Bereits vor der Beratung des EVG-Vertrages war 1949 das transatlantische Verteidigungsbündnis gegründet worden. Der Vertrag nimmt denn auch ausdrücklich auf die Nato Bezug und sieht die Verschmelzung der Verteidigungsstreitkräfte der Mitgliedstaaten als europäischen Pfeiler des Nordatlantikpaktes. Grossbritannien hatte bereits am Tag der Unterzeichnung des EVG-Vertrages mit der EVG einen Vertrag abgeschlossen, in welchem es bei Angriffen auf deren Mitgliedstaaten die uneingeschränkte militärische und andere Unterstützung zusicherte.
Wird die EVG reaktiviert, stärkt dies einerseits die Unabhängigkeit der europäischen Verteidigung von Washington. Andererseits aber trägt es auch dazu bei, dass den Vereinigten Staaten im Rahmen der Nato ein eigenständiger europäischer Partner gegenübersteht, der seine Verantwortung selber wahrnimmt, eine Forderung, die seitens Washington heute klar formuliert wird.
Aussichten auf den Dornröschen-Kuss?
Das Grimmsche Märchen lässt Dornröschen in einen hundertjährigen Schlaf fallen in einem dornenumwachsenen Schloss, in das sich ein Prinz hineinwagen muss. Der Handlungsort wird Schloss Hofgeismar im deutschen Bundesland Hessen zugeschrieben, und dort fand der Prinz seine «Belle au bois dormant» in unveränderter jugendlicher Schönheit. Aber das Dornengestrüpp in Paris und Rom, an das sich der Prinz nun heranwagen muss, um die EVG wachzuküssen, ist nicht weniger dicht als jenes im Märchen.
Für Frankreich wäre die schwierige Regierungsbildung zu nennen, und der im Hintergrund immer drohende Machtanspruch des Rassemblement National. Auch die populistische Linksbewegung La France Insoumise ist im Zusammenhang mit einem solchen Projekt unberechenbar. Zu berücksichtigen ist allerdings auch, dass ein Grossteil der aussenpolitischen Kompetenz in den Händen des Präsidenten liegt, der noch bis 2027 im Amt sein wird. Auch die verteidigungspolitische Ausnahmestellung Frankreichs als einzige Atommacht im Rahmen der EU könnte eine Rolle spielen. Und die Aussichten in Italien? Wäre die Vorbereitung einer Ratifikation des EVG-Vertrages durch die gegenwärtige Koalitionsregierung überhaupt denkbar?

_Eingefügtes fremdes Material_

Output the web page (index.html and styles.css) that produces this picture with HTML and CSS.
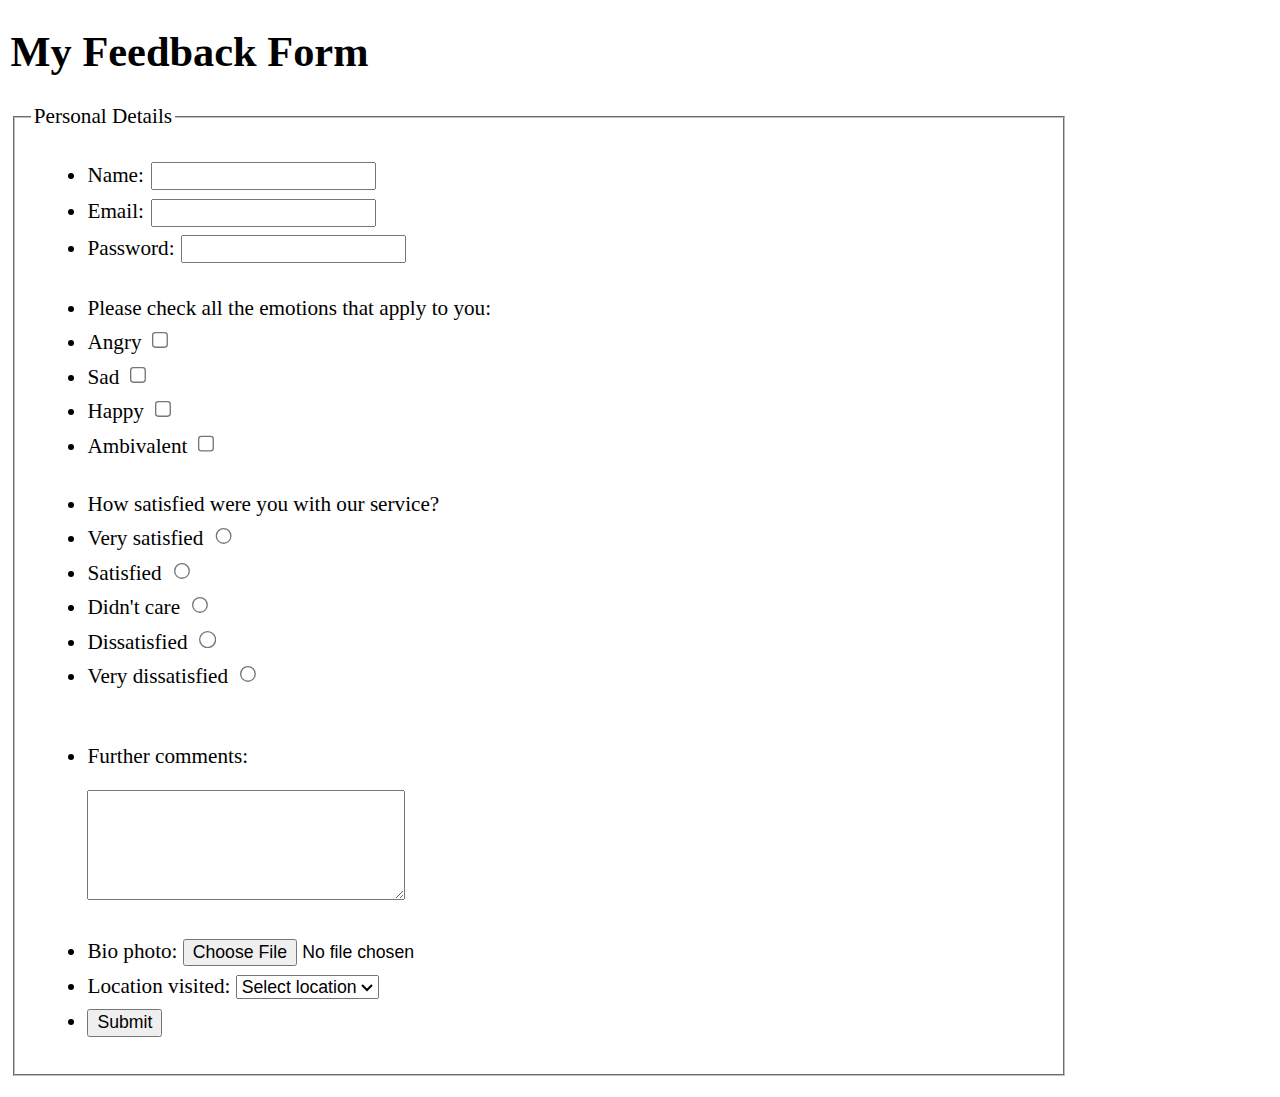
FILE: index.html
```html
<!DOCTYPE html>
<html lang="en" class="page">
<head>
<meta charset="utf-8">
<title>My Feedback Form</title>
<link rel="stylesheet" href="styles.css">
</head>
<body class="page-body">
<h1 class="title">My Feedback Form</h1>
<form class="feedback">
  <fieldset class="details">
    <legend class="details-legend">Personal Details</legend>
    <ul class="list list-text">
      <li class="row row-text"><label for="name">Name:</label> <input class="text-field" id="name" type="text"></li>
      <li class="row row-text"><label for="email">Email:</label> <input class="text-field" id="email" type="email"></li>
      <li class="row row-text"><label for="password">Password:</label> <input class="text-field" id="password" type="password"></li>
    </ul>
    <ul class="list list-check">
      <li class="row">Please check all the emotions that apply to you:</li>
      <li class="row"><label for="angry">Angry</label> <input class="check" id="angry" type="checkbox"></li>
      <li class="row"><label for="sad">Sad</label> <input class="check" id="sad" type="checkbox"></li>
      <li class="row"><label for="happy">Happy</label> <input class="check" id="happy" type="checkbox"></li>
      <li class="row"><label for="ambivalent">Ambivalent</label> <input class="check" id="ambivalent" type="checkbox"></li>
    </ul>
    <ul class="list list-radio">
      <li class="row">How satisfied were you with our service?</li>
      <li class="row"><label for="vs">Very satisfied</label> <input class="radio" id="vs" type="radio" name="sat"></li>
      <li class="row"><label for="s">Satisfied</label> <input class="radio" id="s" type="radio" name="sat"></li>
      <li class="row"><label for="dc">Didn't care</label> <input class="radio" id="dc" type="radio" name="sat"></li>
      <li class="row"><label for="d">Dissatisfied</label> <input class="radio" id="d" type="radio" name="sat"></li>
      <li class="row"><label for="vd">Very dissatisfied</label> <input class="radio" id="vd" type="radio" name="sat"></li>
    </ul>
    <ul class="list list-comments">
      <li class="row"><label for="comments">Further comments:</label>
        <div class="comment-box"><textarea class="comments" id="comments"></textarea></div>
      </li>
    </ul>
    <ul class="list list-extra">
      <li class="row row-extra"><label for="photo">Bio photo:</label> <input class="file" id="photo" type="file"></li>
      <li class="row row-extra"><label for="location">Location visited:</label> <select class="location" id="location"><option>Select location</option><option>London</option><option>Paris</option></select></li>
      <li class="row row-extra"><button class="submit" type="submit">Submit</button></li>
    </ul>
  </fieldset>
</form>
</body>
</html>
```
FILE: styles.css
```css
.page {
  zoom: 1.325;
}

.page-body {
  margin: 8px;
  font-family: "Liberation Serif", "Times New Roman", serif;
  font-size: 16px;
  color: #000;
  background: #fff;
}

.title {
  font-size: 32px;
  font-weight: bold;
  margin: 12.4px 0 21.4px;
}

.feedback {
  margin: 0;
}

.details {
  box-sizing: border-box;
  width: 794px;
  margin: 0 2px;
  padding: 5.6px 12px 10px;
  border: 2px groove rgb(192, 192, 192);
}

.details-legend {
  padding: 0 2px;
}

.list {
  margin: 0;
  padding-left: 42.5px;
  list-style: disc;
}

.list-text {
  margin-top: 15.2px;
}

.list-check {
  margin-top: 18.6px;
}

.list-radio {
  margin-top: 17.9px;
}

.list-comments {
  margin-top: 34.2px;
}

.list-extra {
  margin-top: 25.6px;
  margin-bottom: 16px;
}

.row {
  line-height: 26px;
}

.row-text {
  line-height: 27.5px;
}

.row-extra {
  line-height: 26.5px;
}

.text-field {
  box-sizing: border-box;
  width: 170px;
  height: 21px;
  margin-left: 1px;
  font-family: "Liberation Sans", Arial, sans-serif;
  font-size: 13.333px;
}

.check {
  width: 13px;
  height: 13px;
  margin: 2px 3px 3px 4px;
}

.radio {
  width: 13px;
  height: 13px;
}

.comment-box {
  margin-top: 12.7px;
  line-height: normal;
}

.comments {
  display: block;
  box-sizing: border-box;
  width: 240px;
  height: 83px;
  margin: 0;
  font-family: "Liberation Mono", monospace;
  font-size: 13.333px;
}

.file,
.location,
.submit {
  font-family: "Liberation Sans", Arial, sans-serif;
  font-size: 13.333px;
}
```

So oder so wird die verteidigungspolitische Situation Europas in Bewegung geraten. Die Frage ist nur, wie rasch dies geschehen wird, und dies wiederum hängt vom Verhalten zweier Männer ab: Zum einen vom russischen Diktator, seiner Kriegsführung in der Ukraine und seinen auch für Nato-Mitgliedstaaten bedrohlichen Phantasien zum Wiedererstarken eines russischen Imperiums.
Zum anderen vom gegenwärtigen US-Präsidenten und seinem Prinzip der Verunsicherung durch Disruption. Drittens aber hängt die Geschwindigkeit der Veränderungen sogar davon ab, welche Deals diese beiden Männer miteinander vielleicht auf den Weg bringen wollen. Sollte es sich darum handeln, die Ukraine gleichsam zu «opfern», könnte Europa nicht untätig zusehen, wenn es seine eigenen Vorstellungen von Demokratie, Rechtsstaatlichkeit und vor allem Freiheit nicht preisgeben will. Und die verteidigungspolitischen Konsequenzen einer solchen Situation für diesen Kontinent sind unübersehbar.